Scribblings: Jewish “Jim Crow” in Algeria
Oct 30, 2012 | Tzvi Fleischer
Jewish “Jim Crow” in Algeria
Regular readers of this column will know that I have frequently collected evidence here as to the historical state of Jewish communities in Arab lands in the years prior to Israel’s establishment. I do this because one very frequently hears claims about the historical situations of these communities which amount to, if not exactly myth, at least to gross over-simplification.
The claim one hears is that in the absence of both Zionism and the import of European-style antisemitism – that is, before the late 19th century – the Jews of the Middle East were relatively free from persecution or race hatred, and thus, overall, in a pretty acceptable situation. The kernel of truth to this claim is the reality that in the Middle Ages, the Jews of the Middle East probably were better off than those in Europe. We know this because Jews voted with their feet – they were much more likely to flee persecution in Europe to Middle Eastern lands than the reverse. And of course, there were times and places when Jewish communities flourished under the various Muslim empires of the region – the best known example being the so-called “Golden Age” of Jewish culture in Muslim Spain comprising roughly the years 912 through 1060 CE.
However, despite these positive examples, there is much evidence that, at best, Jewish communities walked a tightrope in the Middle East. They were always legally unequal and subject to laws designed to highlight their inferior status – and frequently subject to outright ill-treatment and persecution by the Muslim majority, legally sanctioned or tolerated by the government.
Here’s another independent, contemporary testimony which demonstrates this reality, this time in Algeria.
Le Musée d’art et d’histoire du Judaïsme (“The Museum of Art and History of Judaism) in Paris currently features an exhibition about the Jews of Algeria. According to the Israeli daily Haaretz (Oct. 12), the exhibit offers the testimony of an Italian visitor to the city of Algiers in 1811 – long before either Western antisemitism or Zionism had any impact on the Arab world. The visitor noted:
There is no species of outrage or vexation to which [the Jews] are not exposed … They cannot ride on horseback, but are obliged to go on mules and asses; the first being too noble an animal for them… Their clothing is obliged to be black; which colour is held in contempt by the Moors… The Moor […] calls any Jew who is passing, and makes him perform the offices of a servant. Others amuse themselves by smearing the hands, visage, hair, and clothes of the Jewish boys, with paint or mud.
In other words, not only were the Jews of Algeria legally unequal, they were treated much like American blacks in the Jim Crow-era south – forced to perform tasks upon request from a member of the majority, and subject to public humiliation by members of the majority as an amusement. Moreover, we know that this treatment often escalated into deadly violence – a pogrom in Algiers by the Janissaries in 1805 led to the murder of between 200 and 500 Jews.
It is not a situation anyone today should regard as acceptable – even if there are examples of worse mistreatment of minorities.
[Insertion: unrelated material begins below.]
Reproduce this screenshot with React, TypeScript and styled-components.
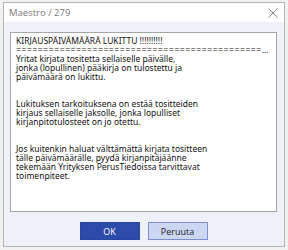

Israel’s Closing Social Gaps
Ron Gerlitz and Batya Kallus are part of Israel’s large NGO sector, heading different groups devoted to redressing inequality between Jewish and Arab Israelis – Sikkuy, an Arab-Jewish organisation and the Moriah Fund, respectively.
Like most in the NGO sector, they have an incentive to emphasise Israel’s shortcomings – this both assists their case for change, and is the key to keeping donations coming for their programs and efforts. Yet Gerlitz and Kallus have written to Israeli Arab newspapers to highlight that, empirically, major progress in achieving greater equality is occurring in Israeli society. They do this while making it very clear that they remain highly critical of rhetoric of the current government and some of the proposals that have been floated, as well as of the inequalities that continue to exist.
Gerlitz and Kallus note that Israeli Arab employment in government service has increased more than 50% since 2003, and in the official civil service by 78%. They also note that this outcome is the “result of focused policies to advance fair representation of Arabs in government service.”
They go on to state the “the Ministry of Welfare is systematically closing the gaps in the allocations of welfare budgets between Jewish and Arab communities, and is operating a variety of programs giving clear budgetary priority to funding of Arab municipalities.”
They also highlight progress for Israeli Arab communities in public transport, allocating state land, the opening of “22 employment guidance centers” and new efforts, supported by overseas philanthropy, to reduce drop out rates among Arab university students. They do not mention that the Israeli Government also instituted a NIS300 million (A$75 million) program last year with similar goals. According to the Jerusalem Post (Oct. 23), under the program “Institutions of higher learning will receive funding to set up workshops to improve Arab students’ Hebrew and provide other forms of academic support. Universities and colleges will also be required to come up with plans for recruiting more Arab students.”
While it would be wrong to ignore the social gaps and flaws that exist in Israeli society – as in any society, including Australia – it is equally wrong to ignore the real progress Israel is making in addressing them, as Gerlitz and Kallus note.